I live on a narrow, one-way street. Yesterday, as I drove out of my driveway, another car was heading the wrong direction. Now, we usually pull a stand-off at this point, making the offender back up. The driver, an educativa in a late-model car, would not play by the rules. I had no choice but to re-open my electric gate and back in, letting her know that this was, after all, a one-way street and she was driving in the wrong direction. She flipped me off, so I returned her greeting with a good ol’ Nelson Rockefeller salute. It had been ages since anyone’s given me the finger, and it had been ages since I’d returned the gesture.

Later that day, over coffee with a well-educated, well-bred, card-carrying member of the buena gente, I mentioned the incident. She, too, had given the finger to the protestors who’d hijacked all of Morelia’s major thoroughfares. They deserved it.

And this week, the kind and good people of South Pasadena are celebrating No Cussing Week. All of that leaves me a little confused. Does that mean everyone there’s supposed to go around saying “Oh, feces” and “You, fellator, you?” What about swearing on a stack of Bibles to tell the whole truth and nothing by the truth? Someone really ought to donate a copy of Richard Dooling’s Blue Streak: Swearing, Free Speech and Sexual Harassment to the city library.

I guess it’s still socially acceptable to flip the bird in South Pasadena.

¡Pendeja! ¡Cabron!

 

J. Peterman Comes to Mexico

Back in another era, the end of the day at the law factory meant spending some quality time with the daily harvest of catalogs, which often would amount to a foot-high stack.

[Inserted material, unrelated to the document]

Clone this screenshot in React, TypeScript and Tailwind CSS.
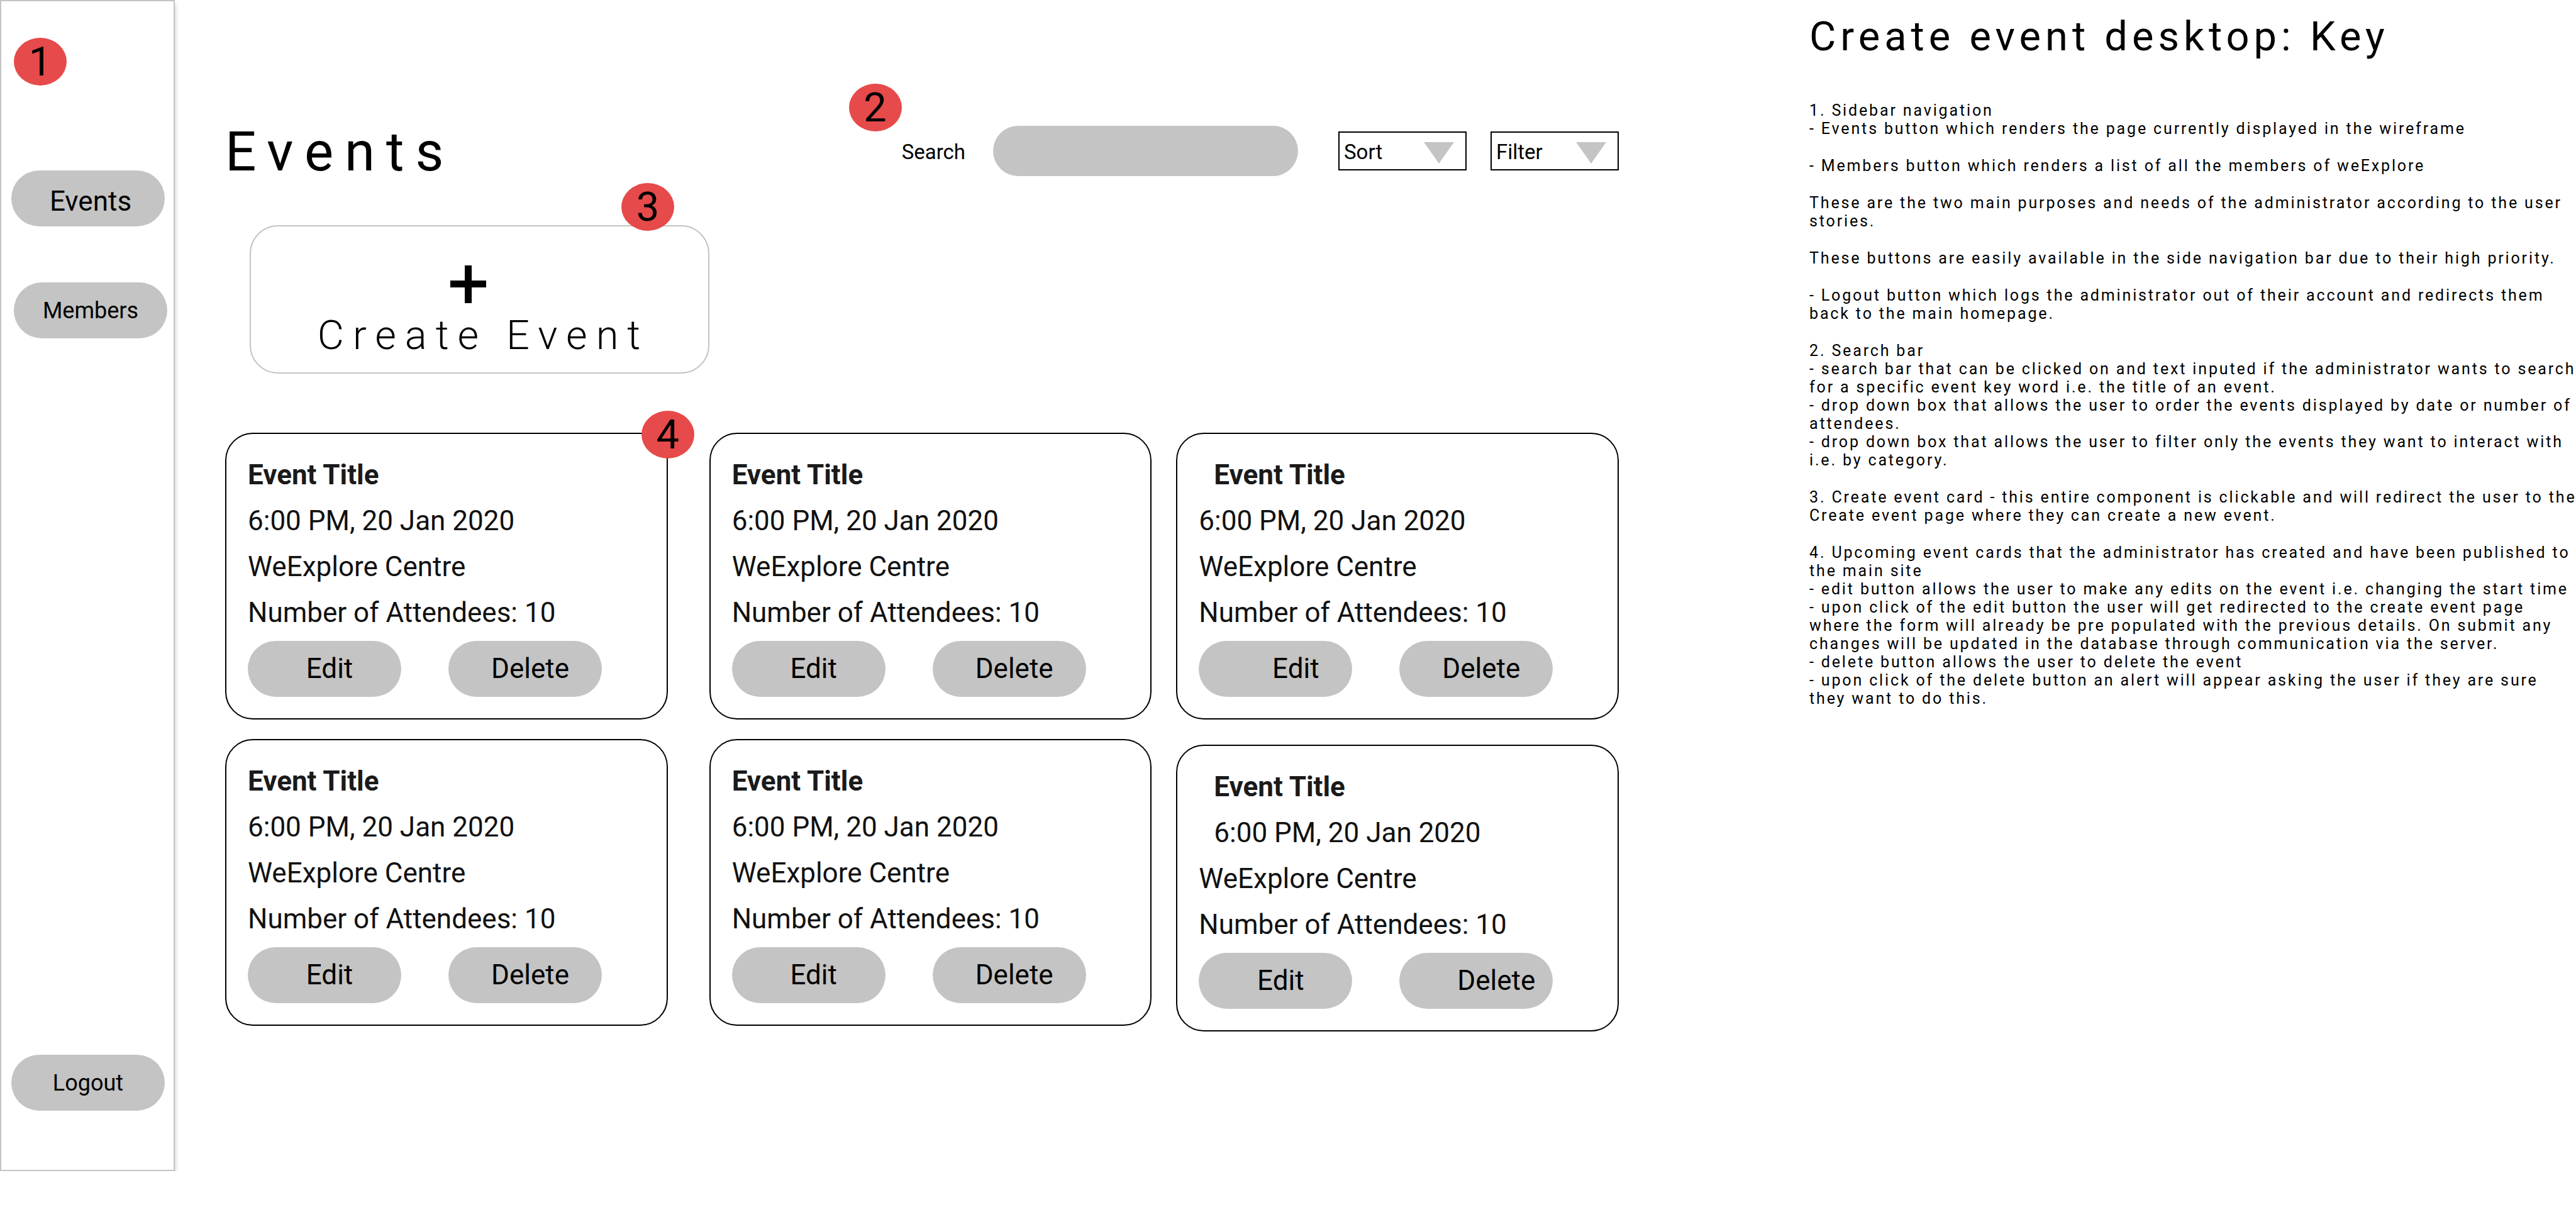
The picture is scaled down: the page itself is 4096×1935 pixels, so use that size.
import type { ReactNode } from "react";

type CardOptions = {
  indentTitle?: boolean;
  indentTime?: boolean;
  shiftEdit?: boolean;
  shiftDelete?: boolean;
};

const columns: { className: string; cards: CardOptions[] }[] = [
  { className: "gap-[31px]", cards: [{}, {}] },
  { className: "ml-[66px] gap-[31px]", cards: [{}, {}] },
  {
    className: "ml-[39px] gap-10",
    cards: [
      { indentTitle: true, shiftEdit: true },
      { indentTitle: true, indentTime: true, shiftDelete: true },
    ],
  },
];

const notes: string[][] = [
  [
    "1. Sidebar navigation",
    "- Events button which renders the page currently displayed in the wireframe",
  ],
  ["- Members button which renders a list of all the members of weExplore"],
  [
    "These are the two main purposes and needs of the administrator according to the user stories.",
  ],
  [
    "These buttons are easily available in the side navigation bar due to their high priority.",
  ],
  [
    "- Logout button which logs the administrator out of their account and redirects them back to the main homepage.",
  ],
  [
    "2. Search bar",
    "- search bar that can be clicked on and text inputed if the administrator wants to search for a specific event key word i.e. the title of an event.",
    "- drop down box that allows the user to order the events displayed by date or number of attendees.",
    "- drop down box that allows the user to filter only the events they want to interact with i.e. by category.",
  ],
  [
    "3. Create event card - this entire component is clickable and will redirect the user to the Create event page where they can create a new event.",
  ],
  [
    "4. Upcoming event cards that the administrator has created and have been published to the main site",
    "- edit button allows the user to make any edits on the event i.e. changing the start time",
    "- upon click of the edit button the user will get redirected to the create event page\nwhere the form will already be pre populated with the previous details. On submit any\nchanges will be updated in the database through communication via the server.",
    "- delete button allows the user to delete the event",
    "- upon click of the delete button an alert will appear asking the user if they are sure\nthey want to do this.",
  ],
];

function Badge({ className, children }: { className: string; children: ReactNode }) {
  return (
    <span
      className={`z-10 flex h-[76px] w-[84px] items-center justify-center rounded-[50%] bg-[#e64a4a] text-[65px] leading-none text-black ${className}`}
    >
      {children}
    </span>
  );
}

function Pill({ className, children }: { className: string; children: ReactNode }) {
  return (
    <button
      type="button"
      className={`flex h-[89px] w-[244px] items-center justify-center rounded-full bg-[#c4c4c4] ${className}`}
    >
      {children}
    </button>
  );
}

function Dropdown({ label }: { label: string }) {
  return (
    <div className="relative h-[62px] w-[204px]">
      <select
        aria-label={label}
        className="h-full w-full appearance-none border-2 border-black bg-white pt-1 pl-[7px] text-[33px] text-black"
      >
        <option>{label}</option>
      </select>
      <svg
        viewBox="0 0 48 34"
        className="pointer-events-none absolute top-[17px] right-5 h-[34px] w-12"
        aria-hidden="true"
      >
        <path d="M0 0H48L24 34Z" fill="#c4c4c4" />
      </svg>
    </div>
  );
}

function EventCard({ indentTitle, indentTime, shiftEdit, shiftDelete }: CardOptions) {
  return (
    <article className="rounded-[44px] border-2 border-black px-[34px] pt-[29px] pb-[34px] text-[44px] leading-[73px] text-[#111]">
      <h2 className={`font-bold text-[#1a1a1a] ${indentTitle ? "pl-6" : ""}`}>Event Title</h2>
      <p className={indentTime ? "pl-6" : ""}>6:00 PM, 20 Jan 2020</p>
      <p>WeExplore Centre</p>
      <p>Number of Attendees: 10</p>
      <div className="flex gap-[75px] pt-2 text-black">
        <Pill className={shiftEdit ? "pl-16" : "pl-4"}>Edit</Pill>
        <Pill className={shiftDelete ? "pl-16" : "pl-4"}>Delete</Pill>
      </div>
    </article>
  );
}

export default function App() {
  return (
    <div className="flex items-start overflow-x-clip bg-white font-['Roboto',sans-serif] text-black">
      <nav className="flex h-[1862px] w-[278px] shrink-0 flex-col items-start border-2 border-[#c4c4c4] bg-white pt-[58px] pb-[94px] pl-4 shadow-[0_7px_7px_rgba(0,0,0,0.25)] [clip-path:inset(0_-8px_0_0)]">
        <Badge className="ml-1">1</Badge>
        <Pill className="mt-[135px] pt-2 pl-2 text-[44px]">Events</Pill>
        <Pill className="mt-[89px] ml-1 text-[36px]">Members</Pill>
        <Pill className="mt-auto text-[36px]">Logout</Pill>
      </nav>

      <main className="mr-[303px] ml-20 min-w-0 flex-1 pt-[190px]">
        <header className="flex items-center">
          <h1 className="mr-auto pt-0.5 text-[87px] leading-[98px] tracking-[18px]">Events</h1>
          <div className="relative flex items-center">
            <Badge className="absolute right-full bottom-[71px]">2</Badge>
            <label htmlFor="search" className="pt-1 text-[33px]">
              Search
            </label>
            <input
              id="search"
              type="search"
              className="ml-11 h-20 w-[485px] rounded-full bg-[#c4c4c4] px-10 text-[33px]"
            />
          </div>
          <div className="ml-16 flex gap-[38px]">
            <Dropdown label="Sort" />
            <Dropdown label="Filter" />
          </div>
        </header>

        <div className="relative mt-[68px] ml-[39px] w-[731px]">
          <button
            type="button"
            className="flex h-[236px] w-full flex-col items-center justify-start rounded-[45px] border-2 border-[#c4c4c4] pt-[62px]"
          >
            <svg viewBox="0 0 57 60" className="mr-9 h-[60px] w-[57px]" aria-hidden="true">
              <path d="M23 0h11v24h23v11H34v25H23V35H0V24h23z" />
            </svg>
            <span className="mt-[10px] pl-3 text-[65px] leading-[82px] font-light tracking-[14px]">
              Create Event
            </span>
          </button>
          <Badge className="absolute -top-[67px] right-14">3</Badge>
        </div>

        <section className="relative mt-[94px] flex items-start">
          {columns.map((column, i) => (
            <div key={i} className={`relative flex flex-1 flex-col ${column.className}`}>
              {column.cards.map((card, j) => (
                <EventCard key={j} {...card} />
              ))}
              {i === 0 && <Badge className="absolute -top-[35px] -right-[42px]">4</Badge>}
            </div>
          ))}
        </section>
      </main>

      <aside className="w-[1219px] shrink-0 pt-[19px]">
        <h2 className="text-[65px] leading-[78px] tracking-[7px]">Create event desktop: Key</h2>
        <div className="mt-16 -mr-2 flex flex-col gap-[30px] text-[25px] leading-[29px] tracking-[0.114em] whitespace-pre-line">
          {notes.map((group, i) => (
            <div key={i}>
              {group.map((line) => (
                <p key={line}>{line}</p>
              ))}
            </div>
          ))}
        </div>
      </aside>
    </div>
  );
}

In a small rural Iowa town where Walmart was just about as good as shopping got, unless you trekked all the way to Red Oak’s K-Mart, those catalogs were a window to the world beyond. Customer service working the night shift and the fax machine meant that the UPS man could deliver some of the treasures to my door even more quickly.

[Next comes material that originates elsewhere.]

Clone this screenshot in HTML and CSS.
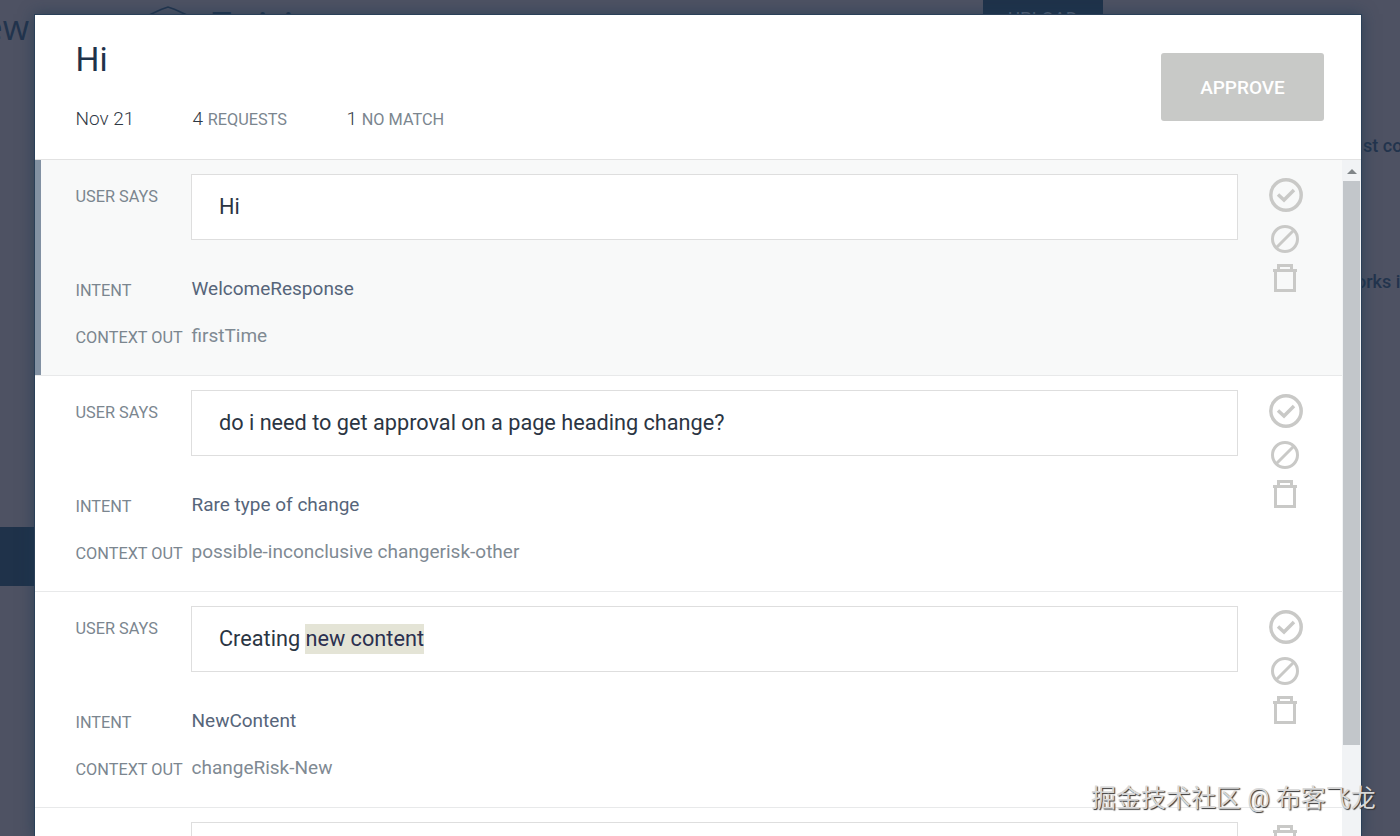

Shopping from a mail-order catalog is far from boring. The enjoyment of reading and dreaming and dog-earring the pages, debating about what to order, placing the order, and waiting eagerly for delivery is just as important as opening up the package and enjoying the goods. 

There are those who can remember some line from a movie, a scene from some concert, the third inning of a ball game, or what they ate last Tuesday. To those who love to shop and read, those are silly, insignificant moments. Our defining moments are filled with memories of what we scored on the big hunt.

Take J. Peterman, for example. I can tell you how I called the phone number which appeared on his small Wall Street Journal advertisement for a horseman’s duster and how that led to a copy of the very first J. Peterman catalog landing in my mailbox.  And how he introduced me to Mephistos in the 1980’s. And then there was the first Banana Republic catalog, printed on heavy stock and filled with intriguing backstores. And the Penzeys Spices catalog, filled with never-ending commentary and recipes about all kinds of spices, fascinating even to someone who doesn’t cook. Who can forget the thrill when the annual Neiman Marcus Christmas catalog arrived?

Those days are gone, killed off by the Internet and the reluctance of mail-0rder merchants to send catalogs to Mexico. Downloading a catalog just isn’t the same. I want the feel of paper in my hands, and I want to take those catalogs to bed with me.

During those good old days, I would spend every spare moment in Mexico, venturing off to artisan villages, not knowing what I was doing, and buying folk art that met my fancy, stuffing it all into the Suburban for the trip back north. I could’ve saved myself a lot of time, effort and expense had I known Rick and Deb Hall back then. Between them, they’ve been building relationships with artisans for sixty years. And they actually know what they’re doing, operating Zócalo Fine Folk Art in San Miguel de Allende and Zócalo Arte Popular in Patzcuaro.

rooster Every business has to have a website, and theirs is no different. But it does take a different approach, because Zócalo Fine Folk Art offers its wares by mail order at reasonable prices, shipping and handling included. Remember that angel’s head at a shop in Tlaquepaque that you didn’t buy, because you didn’t know how you were going to get it home, and now you’re kicking yourself? That and more are available at Zócalo Fine Folk Art. Buying folk art directly at a concurso from the man or woman who made it might seem like a more authentic experience, but there’s a knack to doing so, and Deb Hall walks you through the process. But even if you did manage to schlep that green ceramic pineapple unscathed all the way from San Jose de Gracia back home, and now you’re wondering how to clean the damn thing, the instructions are right here.

Folk art is more than just another decorative object, and the stories behind the lives and communities of those who produce it create greater understanding about how elements and uses are combined to create what we call “art.” A clay horse is more than just a piece of clay formed into the shape of a horse, and a fish depicted on a plate from Capula means more than just something that once swam in the lake. That’s where Deb Hall’s blog, Zocalo de Mexican Folk Art, delivers the rest of the story in a way that would make J. Peterman proud.

God, Mammon and the Mountain

Swing past the bronze statue of John Paul II on the eponymous boulevard, and la Nueva Morelia, now re-christened Altozano, nee Montaña Monarca, bounds with options — the Tec de Monterrey’s Morelia Campus, the yet-unopened golf course, and Paseo Morelia. The university has been up and running for several years, and bets are still on about when Latin America’s next big shopping center will be open for business. Will the chapel open first?

This is beginning to sound more and more like Mexico’s version of Ave Maria, the Naples, Florida, planned community.